___ Data lines ___

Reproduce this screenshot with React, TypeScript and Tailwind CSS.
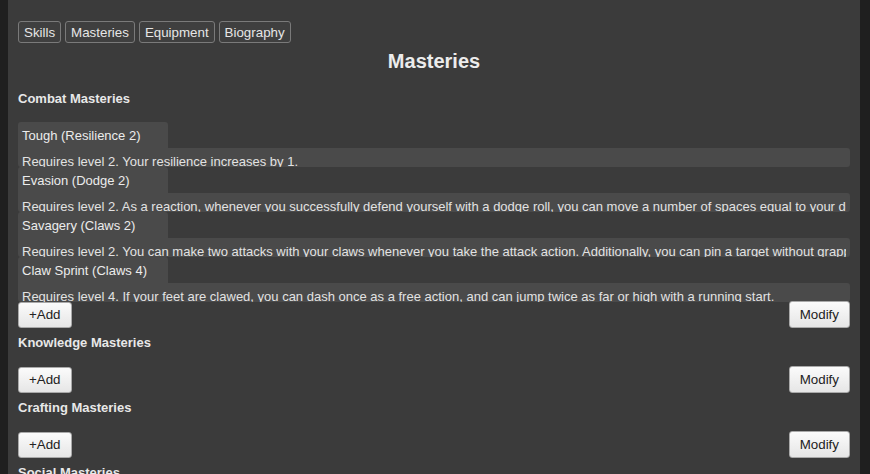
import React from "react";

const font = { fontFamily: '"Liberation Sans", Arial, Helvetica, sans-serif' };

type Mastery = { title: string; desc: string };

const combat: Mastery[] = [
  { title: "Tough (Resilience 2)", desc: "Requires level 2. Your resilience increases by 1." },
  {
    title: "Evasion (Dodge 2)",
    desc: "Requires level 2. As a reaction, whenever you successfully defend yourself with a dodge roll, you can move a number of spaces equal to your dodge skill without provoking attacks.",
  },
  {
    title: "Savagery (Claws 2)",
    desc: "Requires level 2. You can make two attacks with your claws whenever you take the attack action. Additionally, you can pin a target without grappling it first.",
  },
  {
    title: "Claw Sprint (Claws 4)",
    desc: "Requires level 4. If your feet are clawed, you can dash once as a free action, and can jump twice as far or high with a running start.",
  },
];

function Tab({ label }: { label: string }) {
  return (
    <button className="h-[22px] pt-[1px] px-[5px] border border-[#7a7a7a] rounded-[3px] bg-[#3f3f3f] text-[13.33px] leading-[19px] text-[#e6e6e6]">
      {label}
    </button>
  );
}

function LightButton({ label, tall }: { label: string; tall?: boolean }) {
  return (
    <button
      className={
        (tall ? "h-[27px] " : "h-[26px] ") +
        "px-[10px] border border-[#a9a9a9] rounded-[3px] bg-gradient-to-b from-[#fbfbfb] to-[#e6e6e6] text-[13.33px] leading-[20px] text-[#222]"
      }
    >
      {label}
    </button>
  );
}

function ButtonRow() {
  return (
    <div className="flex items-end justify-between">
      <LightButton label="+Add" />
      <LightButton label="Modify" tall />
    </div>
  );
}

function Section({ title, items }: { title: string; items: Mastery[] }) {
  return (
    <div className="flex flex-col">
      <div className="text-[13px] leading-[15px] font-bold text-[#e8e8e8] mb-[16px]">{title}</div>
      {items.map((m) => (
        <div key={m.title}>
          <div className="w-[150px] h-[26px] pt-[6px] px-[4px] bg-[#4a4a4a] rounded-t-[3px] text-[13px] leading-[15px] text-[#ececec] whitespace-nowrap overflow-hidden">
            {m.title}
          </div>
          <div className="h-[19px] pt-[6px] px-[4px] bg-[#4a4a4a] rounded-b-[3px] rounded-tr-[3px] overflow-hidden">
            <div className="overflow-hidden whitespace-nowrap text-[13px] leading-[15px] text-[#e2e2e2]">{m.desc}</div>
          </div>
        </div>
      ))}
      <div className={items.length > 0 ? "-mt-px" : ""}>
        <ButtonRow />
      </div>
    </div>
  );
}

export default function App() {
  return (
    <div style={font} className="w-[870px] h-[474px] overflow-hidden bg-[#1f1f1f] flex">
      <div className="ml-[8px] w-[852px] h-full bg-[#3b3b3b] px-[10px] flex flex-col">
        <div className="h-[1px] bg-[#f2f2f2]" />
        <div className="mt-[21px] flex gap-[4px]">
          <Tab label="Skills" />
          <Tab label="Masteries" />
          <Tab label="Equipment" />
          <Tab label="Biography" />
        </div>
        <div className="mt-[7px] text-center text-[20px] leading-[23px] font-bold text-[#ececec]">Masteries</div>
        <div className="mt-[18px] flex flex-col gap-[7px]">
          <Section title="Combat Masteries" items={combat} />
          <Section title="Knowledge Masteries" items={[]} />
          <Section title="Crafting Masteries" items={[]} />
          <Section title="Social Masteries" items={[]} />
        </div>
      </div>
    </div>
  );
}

___

## Exercise
All of the data needs repeating exactly, but the pictures do not.

## Task response
Reproduce this screenshot with React, TypeScript and Tailwind CSS.
import React from "react";

const font = { fontFamily: '"Liberation Sans", Arial, Helvetica, sans-serif' };

type Mastery = { title: string; desc: string };

const combat: Mastery[] = [
  { title: "Tough (Resilience 2)", desc: "Requires level 2. Your resilience increases by 1." },
  {
    title: "Evasion (Dodge 2)",
    desc: "Requires level 2. As a reaction, whenever you successfully defend yourself with a dodge roll, you can move a number of spaces equal to your dodge skill without provoking attacks.",
  },
  {
    title: "Savagery (Claws 2)",
    desc: "Requires level 2. You can make two attacks with your claws whenever you take the attack action. Additionally, you can pin a target without grappling it first.",
  },
  {
    title: "Claw Sprint (Claws 4)",
    desc: "Requires level 4. If your feet are clawed, you can dash once as a free action, and can jump twice as far or high with a running start.",
  },
];

function Tab({ label }: { label: string }) {
  return (
    <button className="h-[22px] pt-[1px] px-[5px] border border-[#7a7a7a] rounded-[3px] bg-[#3f3f3f] text-[13.33px] leading-[19px] text-[#e6e6e6]">
      {label}
    </button>
  );
}

function LightButton({ label, tall }: { label: string; tall?: boolean }) {
  return (
    <button
      className={
        (tall ? "h-[27px] " : "h-[26px] ") +
        "px-[10px] border border-[#a9a9a9] rounded-[3px] bg-gradient-to-b from-[#fbfbfb] to-[#e6e6e6] text-[13.33px] leading-[20px] text-[#222]"
      }
    >
      {label}
    </button>
  );
}

function ButtonRow() {
  return (
    <div className="flex items-end justify-between">
      <LightButton label="+Add" />
      <LightButton label="Modify" tall />
    </div>
  );
}

function Section({ title, items }: { title: string; items: Mastery[] }) {
  return (
    <div className="flex flex-col">
      <div className="text-[13px] leading-[15px] font-bold text-[#e8e8e8] mb-[16px]">{title}</div>
      {items.map((m) => (
        <div key={m.title}>
          <div className="w-[150px] h-[26px] pt-[6px] px-[4px] bg-[#4a4a4a] rounded-t-[3px] text-[13px] leading-[15px] text-[#ececec] whitespace-nowrap overflow-hidden">
            {m.title}
          </div>
          <div className="h-[19px] pt-[6px] px-[4px] bg-[#4a4a4a] rounded-b-[3px] rounded-tr-[3px] overflow-hidden">
            <div className="overflow-hidden whitespace-nowrap text-[13px] leading-[15px] text-[#e2e2e2]">{m.desc}</div>
          </div>
        </div>
      ))}
      <div className={items.length > 0 ? "-mt-px" : ""}>
        <ButtonRow />
      </div>
    </div>
  );
}

export default function App() {
  return (
    <div style={font} className="w-[870px] h-[474px] overflow-hidden bg-[#1f1f1f] flex">
      <div className="ml-[8px] w-[852px] h-full bg-[#3b3b3b] px-[10px] flex flex-col">
        <div className="h-[1px] bg-[#f2f2f2]" />
        <div className="mt-[21px] flex gap-[4px]">
          <Tab label="Skills" />
          <Tab label="Masteries" />
          <Tab label="Equipment" />
          <Tab label="Biography" />
        </div>
        <div className="mt-[7px] text-center text-[20px] leading-[23px] font-bold text-[#ececec]">Masteries</div>
        <div className="mt-[18px] flex flex-col gap-[7px]">
          <Section title="Combat Masteries" items={combat} />
          <Section title="Knowledge Masteries" items={[]} />
          <Section title="Crafting Masteries" items={[]} />
          <Section title="Social Masteries" items={[]} />
        </div>
      </div>
    </div>
  );
}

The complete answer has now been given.